We detail everything below and want to be clear that planning will be critical. To adequately maximize new SALT (state and local tax) limitations, accelerate or defer income, or bunch deductions to maximize new senior deductions, auto loan interest, qualified business income deductions, and tax-free tips and overtime, careful and early planning are as important and ever.
And the permanent 100% bonus depreciation and Section 179 deductions for business require the acquisition and placing-in-service of eligible property before the end of the tax year!
✅ Individual Tax Highlights
- Tax Rates: The current rates from the 2017 tax law are now permanent, avoiding increases that would have pushed brackets to 15%, 25%, 28%, 33%, and 39.6%.
- Standard Deduction: Increased and permanently extended starting in 2025 to $15,750 (single), $23,625 (head of household), and $31,500 (married jointly), with annual inflation adjustments.
- Deduction for Seniors: Through 2028, individuals 65+ can deduct $6,000, reduced by 6% of income above $75,000 (single) or $150,000 (married).
- Child Tax Credit: Raised to $2,200 per child starting 2025, with permanent inflation adjustments and increases to the refundable portion.

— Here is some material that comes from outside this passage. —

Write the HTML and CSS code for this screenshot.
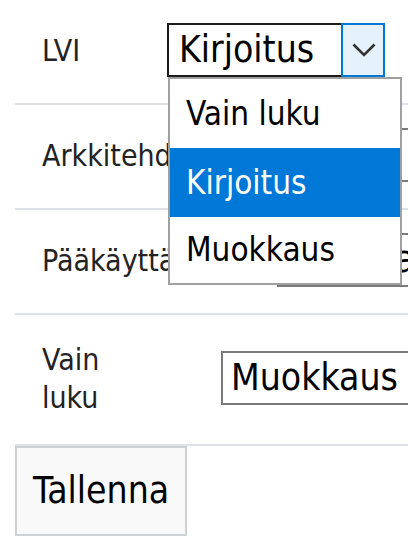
FILE: index.html
```html
<!DOCTYPE html>
<html lang="fi">
<head>
<meta charset="utf-8">
<title>Oikeudet</title>
<link rel="stylesheet" href="styles.css">
</head>
<body>
<div class="form">
  <div class="row row--lvi">
    <div class="label">LVI</div>
    <div class="field">
      <div class="combo">
        <div class="combo-value">Kirjoitus</div>
        <div class="combo-btn">
          <svg class="chevron" width="24" height="14" viewBox="0 0 24 14"><polyline points="1.5,1.5 12,12 22.5,1.5" fill="none" stroke="#333" stroke-width="2.6"/></svg>
        </div>
        <ul class="combo-list">
          <li class="combo-item">Vain luku</li>
          <li class="combo-item is-selected">Kirjoitus</li>
          <li class="combo-item">Muokkaus</li>
        </ul>
      </div>
    </div>
  </div>
  <div class="row row--arch">
    <div class="label">Arkkitehdit</div>
    <div class="field"><div class="select">Vain luku</div></div>
  </div>
  <div class="row row--admin">
    <div class="label">Pääkäyttäjä</div>
    <div class="field"><div class="select">Muokkaus</div></div>
  </div>
  <div class="row row--read">
    <div class="label"><span class="label-wrap">Vain luku</span></div>
    <div class="field"><div class="select">Muokkaus</div></div>
  </div>
</div>
<div class="actions">
  <button class="btn" type="button">Tallenna</button>
</div>
</body>
</html>
```
FILE: styles.css
```css
html, body {
  margin: 0;
  padding: 0;
  background: #fff;
  overflow: hidden;
}
body {
  font-family: "DejaVu Sans Condensed", "DejaVu Sans", sans-serif;
  font-stretch: condensed;
  color: #212529;
  width: 408px;
  height: 541px;
}
.form {
  margin-left: 15px;
}
.row {
  display: flex;
  align-items: center;
  border-bottom: 2px solid #dee2e6;
}
.label {
  flex: 0 0 auto;
  box-sizing: border-box;
  padding: 26px 0 27px 27px;
  font-size: 30px;
  line-height: 38px;
  color: #222;
  white-space: nowrap;
}
.label-wrap {
  display: inline-block;
  white-space: normal;
  width: 90px;
}
.row--lvi .label { width: 152px; }
.row--arch .label { width: 215px; }
.row--admin .label { width: 262px; }
.row--read .label { width: 206px; }
.field {
  flex: 0 0 auto;
  padding: 23px 0 26px;
}
.select {
  box-sizing: border-box;
  height: 54px;
  width: 320px;
  border: 2px solid #7a7a7a;
  background: #fff;
  color: #000;
  font-size: 37px;
  line-height: 50px;
  padding-left: 8px;
  white-space: nowrap;
}
.combo {
  position: relative;
  display: flex;
  height: 54px;
  width: 218px;
  box-sizing: border-box;
  color: #000;
}
.combo-value {
  box-sizing: border-box;
  width: 174px;
  height: 54px;
  border: 2px solid #1a1a1a;
  border-right: 0;
  background: #fff;
  font-size: 37px;
  line-height: 50px;
  padding-left: 10px;
  white-space: nowrap;
}
.combo-btn {
  box-sizing: border-box;
  width: 44px;
  height: 54px;
  border: 2px solid #0078d7;
  background: #e5f1fb;
  display: flex;
  align-items: center;
  justify-content: center;
  padding-left: 1px;
}
.chevron { display: block; }
.combo-list {
  position: absolute;
  left: 1px;
  top: 54px;
  z-index: 10;
  width: 234px;
  box-sizing: border-box;
  margin: 0;
  padding: 0;
  list-style: none;
  background: #fff;
  border: 2px solid #a0a0a0;
}
.combo-item {
  height: 69px;
  line-height: 69px;
  padding-left: 16px;
  font-size: 33px;
  color: #000;
  white-space: nowrap;
}
.combo-item:last-child {
  height: 66px;
  line-height: 66px;
}
.combo-item.is-selected {
  background: #0078d7;
  color: #fff;
}
.actions {
  margin-left: 15px;
}
.btn {
  display: block;
  box-sizing: border-box;
  height: 90px;
  margin: 0;
  padding: 0 16px;
  border: 2px solid #cfd2d4;
  background: #f9f9f9;
  color: #000;
  font-family: inherit;
  font-stretch: condensed;
  font-size: 37px;
  line-height: 86px;
  border-radius: 0;
}
```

- No Tax on Tips & Overtime: From 2025–2028, deductions of up to $25,000 (tips) and $12,500/$25,000 (overtime) are available, phasing out above $150,000 (single) or $300,000 (married).
- Auto Loan Interest Deduction: Deduct up to $10,000/year of interest on car loans for vehicles assembled in the U.S. (2025–2028), phasing out above $100,000 (single) or $200,000 (married).

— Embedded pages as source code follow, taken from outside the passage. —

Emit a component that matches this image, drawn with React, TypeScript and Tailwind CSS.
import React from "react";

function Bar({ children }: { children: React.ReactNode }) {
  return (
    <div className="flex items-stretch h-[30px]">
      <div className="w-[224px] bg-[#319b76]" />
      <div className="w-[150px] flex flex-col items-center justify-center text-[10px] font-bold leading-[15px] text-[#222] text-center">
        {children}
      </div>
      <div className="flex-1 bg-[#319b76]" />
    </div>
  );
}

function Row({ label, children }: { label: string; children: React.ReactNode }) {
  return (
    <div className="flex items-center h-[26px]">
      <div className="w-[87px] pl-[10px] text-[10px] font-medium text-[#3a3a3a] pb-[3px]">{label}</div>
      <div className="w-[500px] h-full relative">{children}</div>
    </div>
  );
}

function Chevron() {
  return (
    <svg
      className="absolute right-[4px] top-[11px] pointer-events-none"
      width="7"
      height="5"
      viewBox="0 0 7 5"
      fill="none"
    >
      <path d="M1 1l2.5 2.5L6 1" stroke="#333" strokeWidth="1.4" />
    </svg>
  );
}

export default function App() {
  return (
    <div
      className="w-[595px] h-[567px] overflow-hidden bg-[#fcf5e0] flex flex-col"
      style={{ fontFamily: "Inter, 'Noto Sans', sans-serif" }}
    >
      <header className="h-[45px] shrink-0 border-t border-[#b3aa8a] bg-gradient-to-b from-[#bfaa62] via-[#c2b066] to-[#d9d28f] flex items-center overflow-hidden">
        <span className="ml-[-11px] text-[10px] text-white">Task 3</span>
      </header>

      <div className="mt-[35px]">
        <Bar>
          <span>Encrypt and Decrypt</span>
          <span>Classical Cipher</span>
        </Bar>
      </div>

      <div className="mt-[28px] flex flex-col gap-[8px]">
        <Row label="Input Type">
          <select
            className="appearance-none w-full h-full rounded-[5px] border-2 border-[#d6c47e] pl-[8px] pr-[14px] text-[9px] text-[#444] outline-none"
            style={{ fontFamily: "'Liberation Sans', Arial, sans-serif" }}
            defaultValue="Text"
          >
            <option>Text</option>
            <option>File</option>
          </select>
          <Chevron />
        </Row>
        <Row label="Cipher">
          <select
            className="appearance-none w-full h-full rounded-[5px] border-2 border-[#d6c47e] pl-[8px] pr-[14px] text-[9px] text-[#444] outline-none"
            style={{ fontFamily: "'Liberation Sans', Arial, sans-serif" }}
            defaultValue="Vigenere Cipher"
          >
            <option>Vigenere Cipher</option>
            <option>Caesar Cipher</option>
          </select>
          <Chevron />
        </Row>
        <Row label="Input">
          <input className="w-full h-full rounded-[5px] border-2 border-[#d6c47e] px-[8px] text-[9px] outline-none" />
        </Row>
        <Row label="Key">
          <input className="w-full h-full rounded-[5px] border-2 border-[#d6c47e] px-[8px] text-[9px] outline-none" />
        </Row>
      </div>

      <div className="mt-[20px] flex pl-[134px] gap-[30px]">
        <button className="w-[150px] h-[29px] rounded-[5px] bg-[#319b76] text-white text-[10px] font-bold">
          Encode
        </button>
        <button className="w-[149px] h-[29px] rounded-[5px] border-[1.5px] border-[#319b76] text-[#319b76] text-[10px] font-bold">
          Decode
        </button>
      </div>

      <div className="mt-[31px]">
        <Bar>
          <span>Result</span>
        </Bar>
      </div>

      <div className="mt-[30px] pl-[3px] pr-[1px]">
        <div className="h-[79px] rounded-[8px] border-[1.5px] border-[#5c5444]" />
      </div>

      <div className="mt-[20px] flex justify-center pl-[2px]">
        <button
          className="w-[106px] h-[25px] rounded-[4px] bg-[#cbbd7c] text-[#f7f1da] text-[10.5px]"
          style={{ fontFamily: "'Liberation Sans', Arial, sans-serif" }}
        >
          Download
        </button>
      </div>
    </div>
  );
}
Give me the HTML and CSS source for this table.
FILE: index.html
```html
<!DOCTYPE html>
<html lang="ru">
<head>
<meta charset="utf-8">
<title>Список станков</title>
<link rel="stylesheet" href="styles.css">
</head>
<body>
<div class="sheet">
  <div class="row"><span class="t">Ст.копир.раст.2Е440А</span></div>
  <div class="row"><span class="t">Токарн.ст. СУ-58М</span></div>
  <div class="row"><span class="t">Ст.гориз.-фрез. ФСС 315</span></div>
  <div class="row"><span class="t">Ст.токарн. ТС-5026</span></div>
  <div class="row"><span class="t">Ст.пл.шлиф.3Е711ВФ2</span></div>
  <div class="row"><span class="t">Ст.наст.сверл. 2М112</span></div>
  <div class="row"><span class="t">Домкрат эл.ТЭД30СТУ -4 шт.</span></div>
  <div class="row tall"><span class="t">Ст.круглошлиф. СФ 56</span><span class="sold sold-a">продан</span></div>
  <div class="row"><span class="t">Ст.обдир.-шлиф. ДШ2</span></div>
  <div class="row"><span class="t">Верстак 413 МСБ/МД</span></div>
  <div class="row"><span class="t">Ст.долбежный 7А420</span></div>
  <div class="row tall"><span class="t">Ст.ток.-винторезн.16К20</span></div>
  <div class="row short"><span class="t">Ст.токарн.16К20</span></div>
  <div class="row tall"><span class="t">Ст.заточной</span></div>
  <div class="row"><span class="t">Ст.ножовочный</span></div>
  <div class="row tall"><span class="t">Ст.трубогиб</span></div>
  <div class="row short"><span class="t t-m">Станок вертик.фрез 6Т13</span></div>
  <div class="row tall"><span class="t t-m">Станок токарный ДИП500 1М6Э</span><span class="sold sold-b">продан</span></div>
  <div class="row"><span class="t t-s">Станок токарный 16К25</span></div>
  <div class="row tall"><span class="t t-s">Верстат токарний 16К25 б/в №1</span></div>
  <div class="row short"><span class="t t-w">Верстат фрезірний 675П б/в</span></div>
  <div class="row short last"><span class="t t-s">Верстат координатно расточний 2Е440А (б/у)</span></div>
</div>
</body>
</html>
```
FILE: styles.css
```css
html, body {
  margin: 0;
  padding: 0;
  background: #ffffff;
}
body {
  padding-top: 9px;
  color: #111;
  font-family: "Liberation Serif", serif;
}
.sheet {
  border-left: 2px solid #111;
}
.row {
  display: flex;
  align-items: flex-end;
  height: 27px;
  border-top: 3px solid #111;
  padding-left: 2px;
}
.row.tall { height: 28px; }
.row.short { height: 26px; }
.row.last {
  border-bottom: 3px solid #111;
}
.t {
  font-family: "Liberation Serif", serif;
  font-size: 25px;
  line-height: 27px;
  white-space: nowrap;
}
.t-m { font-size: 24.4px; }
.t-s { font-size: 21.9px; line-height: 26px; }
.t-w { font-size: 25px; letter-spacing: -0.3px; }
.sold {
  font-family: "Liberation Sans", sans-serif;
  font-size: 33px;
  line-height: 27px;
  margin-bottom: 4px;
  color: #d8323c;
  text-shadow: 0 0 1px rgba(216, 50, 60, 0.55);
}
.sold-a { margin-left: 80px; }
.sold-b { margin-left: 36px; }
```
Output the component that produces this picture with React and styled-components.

- Mortgage Interest & PMI: The $750,000 mortgage interest deduction limit is made permanent. Starting in 2026, mortgage insurance premiums (PMI) qualify as deductible interest.

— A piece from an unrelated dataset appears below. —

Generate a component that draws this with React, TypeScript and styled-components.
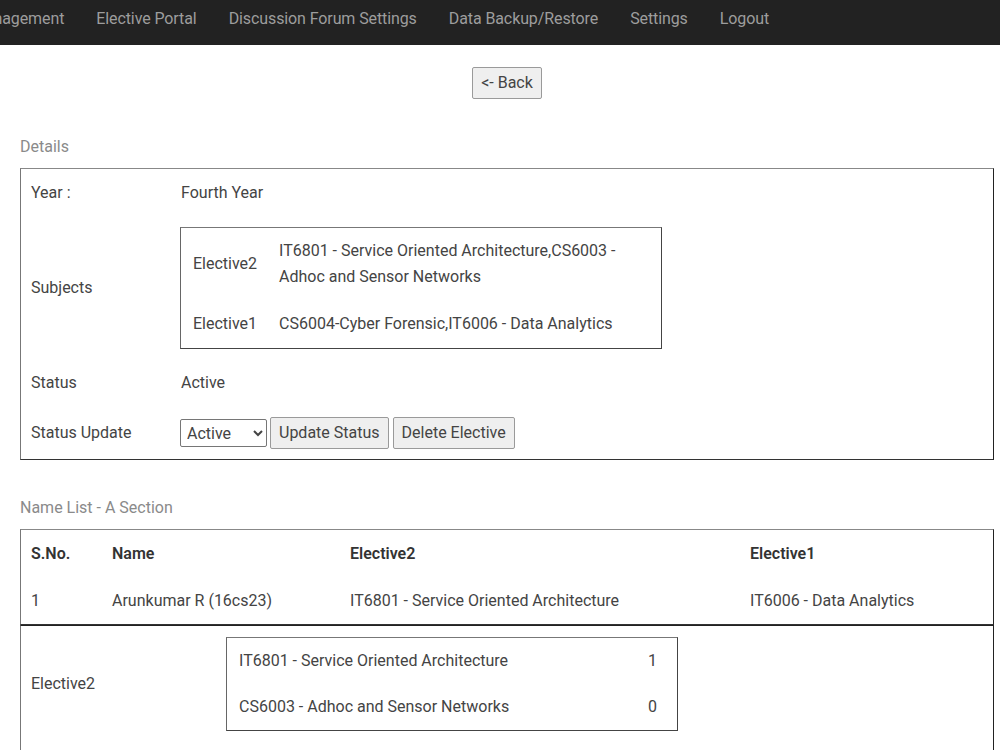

- Itemized Deductions Limitation: Reintroduces a modified “Pease Limitation” in 2026, reducing itemized deductions by 0.541% of the lesser of total itemized deductions or taxable income above the top bracket threshold (~$626,350).
- SALT (State and Local Tax) Deduction: Raised to $40,000 in 2025, $40,400 in 2026, then increases by 1% annually until 2030 before reverting to $10,000. Deductions above $500,000 income are reduced by 30% but not below $10,000.
- Dependent Care Benefits: Starting in 2026, the Dependent Care FSA limit increases to $7,500, and the maximum percentage of qualified expenses increases to 50%.
- 529 Plans: Expanded from 2026 to cover K-12 tuition/books and costs for postsecondary credentials.
- Trump Account: A new account for children under 18 allows annual contributions up to $5,000 (no deduction), with a pilot $1,000 credit for funding accounts for children born between 2025–2028.
- 1099-K Reporting: Threshold reverts to $20,000/200 transactions starting in 2025 for apps like Venmo, PayPal, etc.
- Termination of Green Credits: EV credits and energy-efficient home credits end after September 30 or December 31, 2025, depending on the credit.
✅ Business & Investment Provisions
- Qualified Business Income Deduction (§199A): Made permanent, with phaseout thresholds increased to $75,000 (single) and $150,000 (married) in 2026. Adds a $400 minimum deduction if qualified income exceeds $1,000.
- Bonus Depreciation & Section 179: 100% bonus depreciation is permanent for property placed in service on or after Jan 19, 2025. Section 179 expensing limit increases to $2.5 million, phasing out beyond $4 million.
- Qualified Production Property: 100% Depreciation deduction for original use Non Residential Real Property used as integral part of Production/Manufacturing business. However, the deduction is subject to automatic recapture if it ceases to be qualified (used in production/manufacturing) within 10 years of it being placed in service.
- Opportunity Zones: Makes opportunity zone incentives permanent starting in 2027, allowing continued capital gains tax deferral or elimination in qualified areas.
- Qualified Small Business Stock (QSBS): Holding period for full capital gains exclusion reduced from 5 years to a phased schedule beginning after 3 years, with increased asset qualification thresholds.
- Wagering Losses: Starting in 2026, deductions for gambling losses are limited to 90% of total losses, capped by gambling winnings.
✅ Trusts, Estates & Charitable Planning
- Estate & Gift Tax: Exemption rises from $13.99 million (2025) to $15 million (2026), indexed for inflation. The estate/gift tax rate remains at 40%.
- Charitable Deductions: Starting in 2026, up to $1,000 ($2,000 if married) of charitable contributions are deductible even if you take the standard deduction. For those that itemize, charitable deductions in excess of a 0.5% adjusted gross income (AGI) floor applies. Deductibility of cash contributions to qualified charities has been increased to 60% of AGI.
- Excise Tax on College Endowments: Tiered excise taxes (1.4%, 4%, 8%) apply based on student-adjusted endowment levels for private colleges and universities.
What You Should Do Now
✅ Evaluate your income, deductions, and timing of expenses to maximize new deductions and credits.
✅ Consider accelerating green energy or EV purchases before credits expire.
✅ Revisit your estate plan ahead of the increased exemption effective January 1, 2026.
✅ Explore opportunity zone investments and updated QSBS strategies.